* **Exercise details**: All of the material should be reproduced exactly, with pictures left out.

* **Data provided**:
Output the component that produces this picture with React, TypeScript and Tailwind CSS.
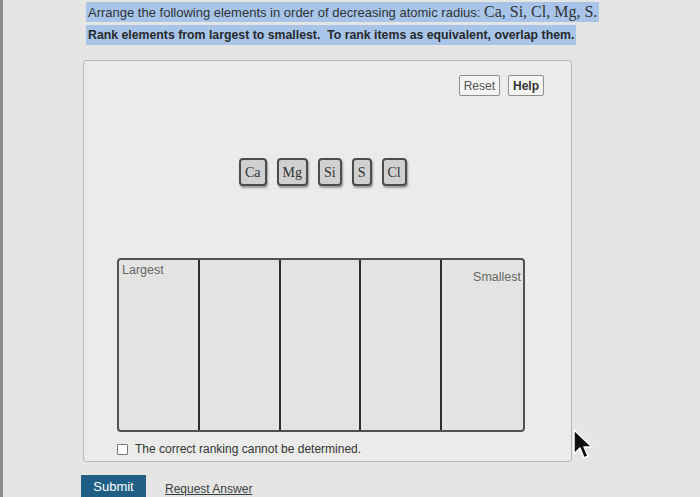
import { useState } from "react";

const elements = ["Ca", "Mg", "Si", "S", "Cl"];

export default function App() {
	const [cannotDetermine, setCannotDetermine] = useState(false);

	return (
		<div className="relative w-[700px] h-[497px] overflow-hidden bg-[#e5e6e4] border-l-[3px] border-[#8d8e8c] font-['Liberation_Sans',Arial,sans-serif] text-[#2f3235]">
			<div className="pl-[80px] pt-[2px]">
				{/* Question */}
				<p className="ml-[3px] h-[20px] flex items-center">
					<span className="bg-[#a8c5e9] px-[2px] text-[13px] leading-[19px]">
						Arrange the following elements in order of decreasing atomic radius:{" "}
						<span className="font-['Liberation_Serif','Times_New_Roman',serif] text-[16px]">
							Ca, Si, Cl, Mg, S.
						</span>
					</span>
				</p>
				<p className="ml-[3px] mt-[3px] h-[20px] flex items-center">
					<span className="bg-[#a8c5e9] px-[2px] text-[12.3px] leading-[20px] font-semibold text-[#26292c]">
						Rank elements from largest to smallest.&nbsp; To rank items as equivalent, overlap them.
					</span>
				</p>

				{/* Ranking panel */}
				<div className="mt-[15px] w-[489px] h-[402px] rounded-[3px] border border-[#b9bab8] bg-[#ebecea] flex flex-col">
					<div className="flex justify-end gap-[8px] pt-[14px] pr-[27px]">
						<button className="h-[21px] px-[4px] border border-[#8e8f8e] bg-[#f4f4f3] text-[12px] text-[#555] rounded-[2px]">
							Reset
						</button>
						<button className="h-[21px] px-[4px] border border-[#8e8f8e] bg-[#f4f4f3] text-[12px] font-semibold text-[#333] rounded-[2px]">
							Help
						</button>
					</div>

					<div className="flex gap-[10px] pl-[155px] mt-[62px]">
						{elements.map((el) => (
							<div
								key={el}
								className="h-[28px] px-[4px] min-w-[17px] flex items-center justify-center rounded-[4px] border-2 border-[#4a4c4d] bg-[#cfd0cf] shadow-[1px_2px_2px_rgba(0,0,0,0.35)] font-['Liberation_Serif','Times_New_Roman',serif] text-[14px] text-[#333]"
							>
								{el}
							</div>
						))}
					</div>

					<div className="ml-[33px] mt-[72px] w-[408px] h-[174px] rounded-[4px] border-2 border-[#505254] bg-[#e3e4e2] grid grid-cols-5">
						{[0, 1, 2, 3, 4].map((i) => (
							<div
								key={i}
								className={`relative ${i < 4 ? "border-r-2 border-[#2c2e30]" : ""}`}
							>
								{i === 0 && (
									<span className="absolute left-[3px] top-[1px] text-[12.5px] text-[#666]">
										Largest
									</span>
								)}
								{i === 4 && (
									<span className="absolute right-[2px] top-[8px] text-[12.5px] text-[#666]">
										Smallest
									</span>
								)}
							</div>
						))}
					</div>

					<label className="ml-[33px] mt-[8px] flex items-center gap-[7px] text-[12px] text-[#333]">
						<input
							type="checkbox"
							checked={cannotDetermine}
							onChange={(e) => setCannotDetermine(e.target.checked)}
							className="w-[11px] h-[11px] appearance-none border border-[#777] bg-white rounded-[1px]"
						/>
						The correct ranking cannot be determined.
					</label>
				</div>

				{/* Actions */}
				<div className="mt-[13px] flex items-center gap-[19px] -ml-[2px]">
					<button className="h-[24px] w-[65px] bg-[#1f5f86] text-white text-[13px] flex items-center justify-center">
						Submit
					</button>
					<button className="text-[12px] leading-[14px] text-[#3a3d40] underline pt-[4px]">Request Answer</button>
				</div>
			</div>

			{/* Mouse cursor */}
			<svg
				className="absolute left-[569px] top-[428px]"
				width="24"
				height="34"
				viewBox="0 0 24 34"
			>
				<path
					d="M2 2 L2 26 L8 20 L12 30 L16 28 L12 19 L20 19 Z"
					fill="#111"
					stroke="#fff"
					strokeWidth="1.5"
					strokeLinejoin="round"
				/>
			</svg>
		</div>
	);
}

* **Full solution**:
Output the component that produces this picture with React, TypeScript and Tailwind CSS.
import { useState } from "react";

const elements = ["Ca", "Mg", "Si", "S", "Cl"];

export default function App() {
	const [cannotDetermine, setCannotDetermine] = useState(false);

	return (
		<div className="relative w-[700px] h-[497px] overflow-hidden bg-[#e5e6e4] border-l-[3px] border-[#8d8e8c] font-['Liberation_Sans',Arial,sans-serif] text-[#2f3235]">
			<div className="pl-[80px] pt-[2px]">
				{/* Question */}
				<p className="ml-[3px] h-[20px] flex items-center">
					<span className="bg-[#a8c5e9] px-[2px] text-[13px] leading-[19px]">
						Arrange the following elements in order of decreasing atomic radius:{" "}
						<span className="font-['Liberation_Serif','Times_New_Roman',serif] text-[16px]">
							Ca, Si, Cl, Mg, S.
						</span>
					</span>
				</p>
				<p className="ml-[3px] mt-[3px] h-[20px] flex items-center">
					<span className="bg-[#a8c5e9] px-[2px] text-[12.3px] leading-[20px] font-semibold text-[#26292c]">
						Rank elements from largest to smallest.&nbsp; To rank items as equivalent, overlap them.
					</span>
				</p>

				{/* Ranking panel */}
				<div className="mt-[15px] w-[489px] h-[402px] rounded-[3px] border border-[#b9bab8] bg-[#ebecea] flex flex-col">
					<div className="flex justify-end gap-[8px] pt-[14px] pr-[27px]">
						<button className="h-[21px] px-[4px] border border-[#8e8f8e] bg-[#f4f4f3] text-[12px] text-[#555] rounded-[2px]">
							Reset
						</button>
						<button className="h-[21px] px-[4px] border border-[#8e8f8e] bg-[#f4f4f3] text-[12px] font-semibold text-[#333] rounded-[2px]">
							Help
						</button>
					</div>

					<div className="flex gap-[10px] pl-[155px] mt-[62px]">
						{elements.map((el) => (
							<div
								key={el}
								className="h-[28px] px-[4px] min-w-[17px] flex items-center justify-center rounded-[4px] border-2 border-[#4a4c4d] bg-[#cfd0cf] shadow-[1px_2px_2px_rgba(0,0,0,0.35)] font-['Liberation_Serif','Times_New_Roman',serif] text-[14px] text-[#333]"
							>
								{el}
							</div>
						))}
					</div>

					<div className="ml-[33px] mt-[72px] w-[408px] h-[174px] rounded-[4px] border-2 border-[#505254] bg-[#e3e4e2] grid grid-cols-5">
						{[0, 1, 2, 3, 4].map((i) => (
							<div
								key={i}
								className={`relative ${i < 4 ? "border-r-2 border-[#2c2e30]" : ""}`}
							>
								{i === 0 && (
									<span className="absolute left-[3px] top-[1px] text-[12.5px] text-[#666]">
										Largest
									</span>
								)}
								{i === 4 && (
									<span className="absolute right-[2px] top-[8px] text-[12.5px] text-[#666]">
										Smallest
									</span>
								)}
							</div>
						))}
					</div>

					<label className="ml-[33px] mt-[8px] flex items-center gap-[7px] text-[12px] text-[#333]">
						<input
							type="checkbox"
							checked={cannotDetermine}
							onChange={(e) => setCannotDetermine(e.target.checked)}
							className="w-[11px] h-[11px] appearance-none border border-[#777] bg-white rounded-[1px]"
						/>
						The correct ranking cannot be determined.
					</label>
				</div>

				{/* Actions */}
				<div className="mt-[13px] flex items-center gap-[19px] -ml-[2px]">
					<button className="h-[24px] w-[65px] bg-[#1f5f86] text-white text-[13px] flex items-center justify-center">
						Submit
					</button>
					<button className="text-[12px] leading-[14px] text-[#3a3d40] underline pt-[4px]">Request Answer</button>
				</div>
			</div>

			{/* Mouse cursor */}
			<svg
				className="absolute left-[569px] top-[428px]"
				width="24"
				height="34"
				viewBox="0 0 24 34"
			>
				<path
					d="M2 2 L2 26 L8 20 L12 30 L16 28 L12 19 L20 19 Z"
					fill="#111"
					stroke="#fff"
					strokeWidth="1.5"
					strokeLinejoin="round"
				/>
			</svg>
		</div>
	);
}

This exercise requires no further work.